** start of DATA BLOCK **
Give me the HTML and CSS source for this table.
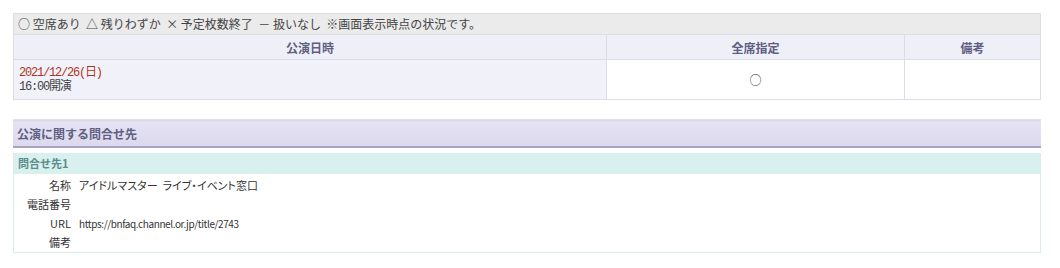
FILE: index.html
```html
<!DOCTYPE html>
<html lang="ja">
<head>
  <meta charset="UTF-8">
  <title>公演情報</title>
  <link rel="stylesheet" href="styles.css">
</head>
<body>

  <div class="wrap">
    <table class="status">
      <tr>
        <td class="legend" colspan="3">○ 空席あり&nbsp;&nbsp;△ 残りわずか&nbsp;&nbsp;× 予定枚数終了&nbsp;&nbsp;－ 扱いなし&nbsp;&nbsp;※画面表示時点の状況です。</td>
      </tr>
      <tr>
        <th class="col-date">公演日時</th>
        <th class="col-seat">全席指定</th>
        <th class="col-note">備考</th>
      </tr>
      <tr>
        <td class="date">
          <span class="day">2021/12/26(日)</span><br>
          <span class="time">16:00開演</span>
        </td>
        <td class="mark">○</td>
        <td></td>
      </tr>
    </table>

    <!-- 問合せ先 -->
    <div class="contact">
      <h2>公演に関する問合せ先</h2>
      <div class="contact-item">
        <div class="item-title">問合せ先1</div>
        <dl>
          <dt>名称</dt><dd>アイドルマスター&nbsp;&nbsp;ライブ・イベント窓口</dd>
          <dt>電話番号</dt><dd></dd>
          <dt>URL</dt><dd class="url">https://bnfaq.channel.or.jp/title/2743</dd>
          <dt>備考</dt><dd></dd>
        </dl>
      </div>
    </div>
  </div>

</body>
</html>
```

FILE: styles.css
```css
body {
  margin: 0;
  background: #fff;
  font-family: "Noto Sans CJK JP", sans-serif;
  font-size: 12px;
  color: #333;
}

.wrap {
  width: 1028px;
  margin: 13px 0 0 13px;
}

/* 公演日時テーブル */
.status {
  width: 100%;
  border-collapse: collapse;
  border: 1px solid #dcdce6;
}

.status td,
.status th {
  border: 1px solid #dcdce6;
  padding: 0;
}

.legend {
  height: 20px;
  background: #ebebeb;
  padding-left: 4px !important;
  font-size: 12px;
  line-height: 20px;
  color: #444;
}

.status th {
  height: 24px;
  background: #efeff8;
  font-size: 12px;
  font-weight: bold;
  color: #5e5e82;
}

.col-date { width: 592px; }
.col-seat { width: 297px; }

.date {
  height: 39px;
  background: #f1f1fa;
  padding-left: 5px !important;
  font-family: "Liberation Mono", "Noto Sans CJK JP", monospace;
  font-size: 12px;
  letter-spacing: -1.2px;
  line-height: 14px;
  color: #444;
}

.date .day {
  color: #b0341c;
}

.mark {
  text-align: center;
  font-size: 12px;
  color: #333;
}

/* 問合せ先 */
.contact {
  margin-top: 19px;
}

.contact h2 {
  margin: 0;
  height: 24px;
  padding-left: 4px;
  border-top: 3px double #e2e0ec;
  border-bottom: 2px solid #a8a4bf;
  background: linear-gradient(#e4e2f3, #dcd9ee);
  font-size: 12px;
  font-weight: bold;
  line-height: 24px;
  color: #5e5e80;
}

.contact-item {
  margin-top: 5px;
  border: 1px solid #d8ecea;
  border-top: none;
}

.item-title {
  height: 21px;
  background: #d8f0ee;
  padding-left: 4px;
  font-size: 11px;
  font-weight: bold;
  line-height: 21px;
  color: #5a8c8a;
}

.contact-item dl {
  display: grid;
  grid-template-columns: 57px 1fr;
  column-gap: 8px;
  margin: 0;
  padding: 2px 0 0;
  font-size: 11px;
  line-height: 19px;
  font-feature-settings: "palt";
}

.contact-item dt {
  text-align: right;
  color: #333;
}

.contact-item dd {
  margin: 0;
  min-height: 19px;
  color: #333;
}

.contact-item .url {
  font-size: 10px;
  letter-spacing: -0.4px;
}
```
** end of DATA BLOCK **
> [TASK STATEMENT] Quote the data above in full and without alteration; skip the pictures.

> [EXERCISE RESPONSE]
Give me the HTML and CSS source for this table.
FILE: index.html
```html
<!DOCTYPE html>
<html lang="ja">
<head>
  <meta charset="UTF-8">
  <title>公演情報</title>
  <link rel="stylesheet" href="styles.css">
</head>
<body>

  <div class="wrap">
    <table class="status">
      <tr>
        <td class="legend" colspan="3">○ 空席あり&nbsp;&nbsp;△ 残りわずか&nbsp;&nbsp;× 予定枚数終了&nbsp;&nbsp;－ 扱いなし&nbsp;&nbsp;※画面表示時点の状況です。</td>
      </tr>
      <tr>
        <th class="col-date">公演日時</th>
        <th class="col-seat">全席指定</th>
        <th class="col-note">備考</th>
      </tr>
      <tr>
        <td class="date">
          <span class="day">2021/12/26(日)</span><br>
          <span class="time">16:00開演</span>
        </td>
        <td class="mark">○</td>
        <td></td>
      </tr>
    </table>

    <!-- 問合せ先 -->
    <div class="contact">
      <h2>公演に関する問合せ先</h2>
      <div class="contact-item">
        <div class="item-title">問合せ先1</div>
        <dl>
          <dt>名称</dt><dd>アイドルマスター&nbsp;&nbsp;ライブ・イベント窓口</dd>
          <dt>電話番号</dt><dd></dd>
          <dt>URL</dt><dd class="url">https://bnfaq.channel.or.jp/title/2743</dd>
          <dt>備考</dt><dd></dd>
        </dl>
      </div>
    </div>
  </div>

</body>
</html>
```

FILE: styles.css
```css
body {
  margin: 0;
  background: #fff;
  font-family: "Noto Sans CJK JP", sans-serif;
  font-size: 12px;
  color: #333;
}

.wrap {
  width: 1028px;
  margin: 13px 0 0 13px;
}

/* 公演日時テーブル */
.status {
  width: 100%;
  border-collapse: collapse;
  border: 1px solid #dcdce6;
}

.status td,
.status th {
  border: 1px solid #dcdce6;
  padding: 0;
}

.legend {
  height: 20px;
  background: #ebebeb;
  padding-left: 4px !important;
  font-size: 12px;
  line-height: 20px;
  color: #444;
}

.status th {
  height: 24px;
  background: #efeff8;
  font-size: 12px;
  font-weight: bold;
  color: #5e5e82;
}

.col-date { width: 592px; }
.col-seat { width: 297px; }

.date {
  height: 39px;
  background: #f1f1fa;
  padding-left: 5px !important;
  font-family: "Liberation Mono", "Noto Sans CJK JP", monospace;
  font-size: 12px;
  letter-spacing: -1.2px;
  line-height: 14px;
  color: #444;
}

.date .day {
  color: #b0341c;
}

.mark {
  text-align: center;
  font-size: 12px;
  color: #333;
}

/* 問合せ先 */
.contact {
  margin-top: 19px;
}

.contact h2 {
  margin: 0;
  height: 24px;
  padding-left: 4px;
  border-top: 3px double #e2e0ec;
  border-bottom: 2px solid #a8a4bf;
  background: linear-gradient(#e4e2f3, #dcd9ee);
  font-size: 12px;
  font-weight: bold;
  line-height: 24px;
  color: #5e5e80;
}

.contact-item {
  margin-top: 5px;
  border: 1px solid #d8ecea;
  border-top: none;
}

.item-title {
  height: 21px;
  background: #d8f0ee;
  padding-left: 4px;
  font-size: 11px;
  font-weight: bold;
  line-height: 21px;
  color: #5a8c8a;
}

.contact-item dl {
  display: grid;
  grid-template-columns: 57px 1fr;
  column-gap: 8px;
  margin: 0;
  padding: 2px 0 0;
  font-size: 11px;
  line-height: 19px;
  font-feature-settings: "palt";
}

.contact-item dt {
  text-align: right;
  color: #333;
}

.contact-item dd {
  margin: 0;
  min-height: 19px;
  color: #333;
}

.contact-item .url {
  font-size: 10px;
  letter-spacing: -0.4px;
}
```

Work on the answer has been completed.